吕美特有眼力相准那个年代最优秀的剧作。1960年,他把威廉·田纳西的《奥菲尔斯的下凡》改编成《漂泊者》,主演是如日中天的马龙·白兰度和意大利“国民演员”安娜·玛兰尼。田纳西的原作融合了希腊神话和弗洛伊德学说,确实是吕美特会感兴趣的题材,问题是,吕美特擅长刻画危机中的男人,而田纳西的天赋是写女人,当剧本重心转向女主角时,拍摄就失控了。意大利女人安娜·玛兰尼的个性太过鲜明也太过刚强,她能在罗马街头爆发出能量,但不能适应美国人的舞台排练。
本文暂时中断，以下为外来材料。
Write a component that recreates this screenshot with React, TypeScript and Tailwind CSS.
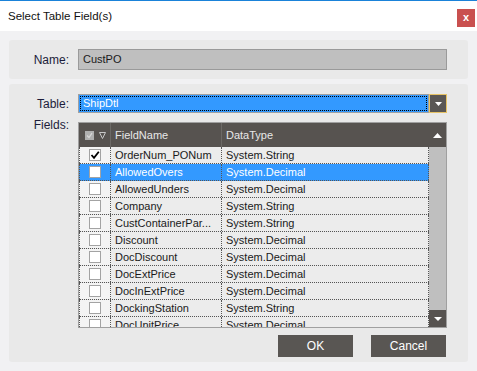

《漂泊者》不能挽回地脱离了吕美特的控制,成了一部“没能完成的杰作”,票房惨败。1962年,他把尤金·奥尼尔的《长夜漫漫路迢迢》搬上银幕,这部带着半自传色彩的剧本凝结了奥尼尔的青春、情感和才华,吕美特在拍摄中刻意淡化了电影手段,淡化剪辑,保留了舞台的空间特色,让演员忠实地演绎大段的对白和独白。这部电影里的凯瑟琳·赫本出神入化,堪称是她一生最好的演出。同年吕美特还改编了阿瑟·米勒的《桥上风景》。而吕美特最大胆的一次,是在1977年把《恋马狂》改编成电影,这本书写欲望、信念和迷失的剧本至今被视作惊世骇俗之作,以今天的眼光来看,电影本身是对剧本小心翼翼的复写,它成全的是理查德·伯顿不可复制的表演。
在这些电影里,吕美特努力地把自己隐藏了,他试图在大银幕上忠实地还戏剧自己的面目。这份“谦卑”也恰是吕美特的风格——他迷恋戏剧,迷恋固定的空间,迷恋语词里剖析的人心人情,这些戏剧最本质的东西造就了他的审美,造就了他的电影。